What’s the first adjective for the male lead?
“There isn’t one — it depends on the movie and the story. And that’s the key.” Her voice drops, presumably mimicking how a script would sound if it came to life. “Rugged. Man has seen action in his day. He’s used to giving orders and not taking them.” Then she’s Amber again. “There are these nuanced descriptions of what would be called a character. Women aren’t afforded the same luxury. When I first came here, and being young and on my own and having a Southern accent — I was just treated much dumber than they normally treat you, which is really saying something. I love being told I’m smart, but can you imagine saying that to a guy?”
That’s when the ex-boyfriend (also my ride) arrives to pick me up.
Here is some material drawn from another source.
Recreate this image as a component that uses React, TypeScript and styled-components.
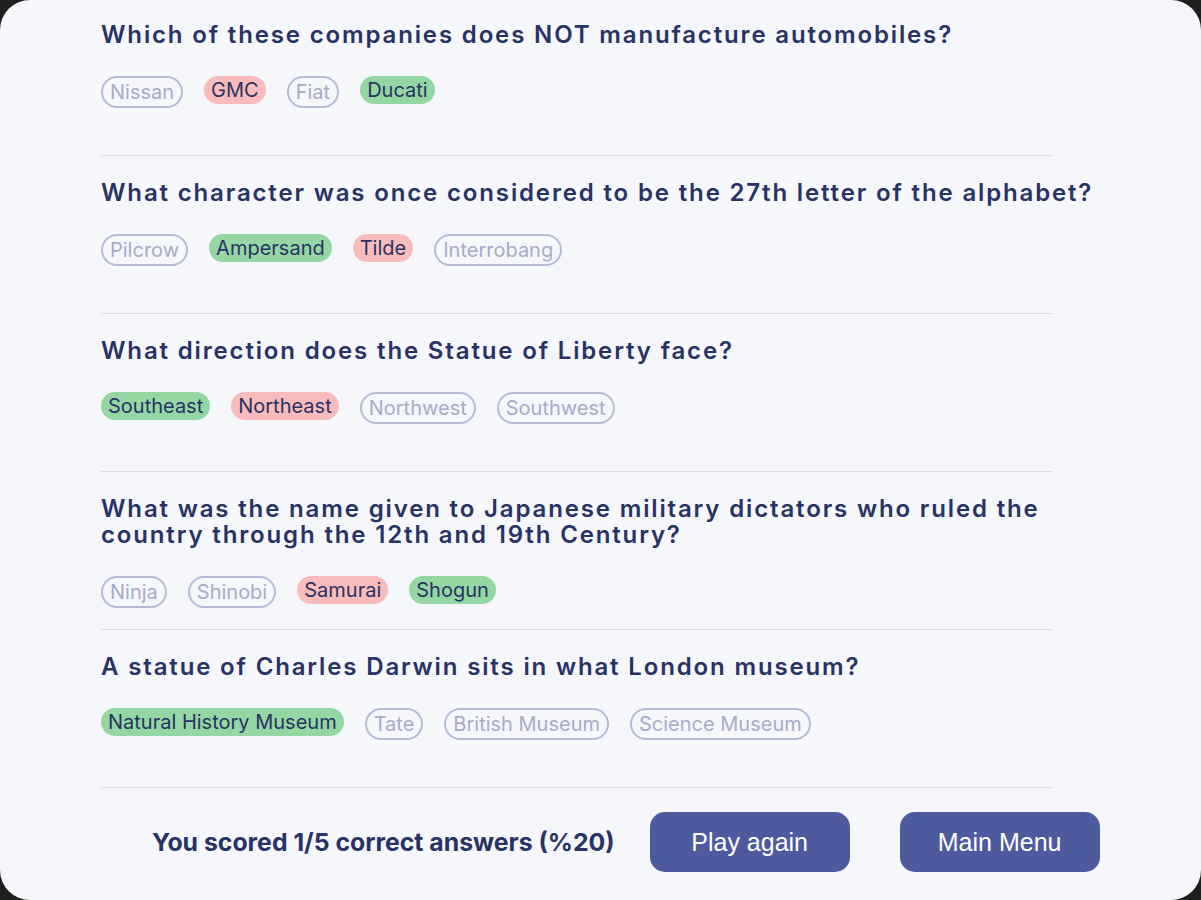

Only I have no plans to ever leave this table. Which is how I arrive at a very weird moment: fighting with an ex who, until the day before, I hadn’t seen in 18 years while a famous actress plays referee.
Alex (at this point I’ll give him a name): “You’re mad because I called someone a pussy.” Me (remembering why we broke up): “I don’t accept female-anatomy slang as a synonym for weakness. Amber, do you ever say it?” Amber (diplomatic yet decisive and lovely in every way): “My dad taught me to break horses, and he’d yell at me, ‘Don’t be such a pussy!’ I was like, ‘Dad, I’m eight.’ No, I don’t say it. I don’t equate anything feminine with being weak.”
Eventually, it really is time to leave. I consider this smart, beautiful woman across the table. In 31 years, she has gone through a lot. And a whole bunch of it has sucked, and a whole bunch of it is because she’s famous. I ask her if she has any regrets.
“I’m bad with regrets,” she says. And then she explains the one thing that has driven everything else. “I want to squeeze the juice from the motherfucking orange. I was given one orange. You have one life, and I just couldn’t, I just can’t imagine not squeezing every ounce of juice I could possibly get from it. Is there anything worse than a life not lived? If I could write one honest sentence, it would be this: I have not wasted a single second.”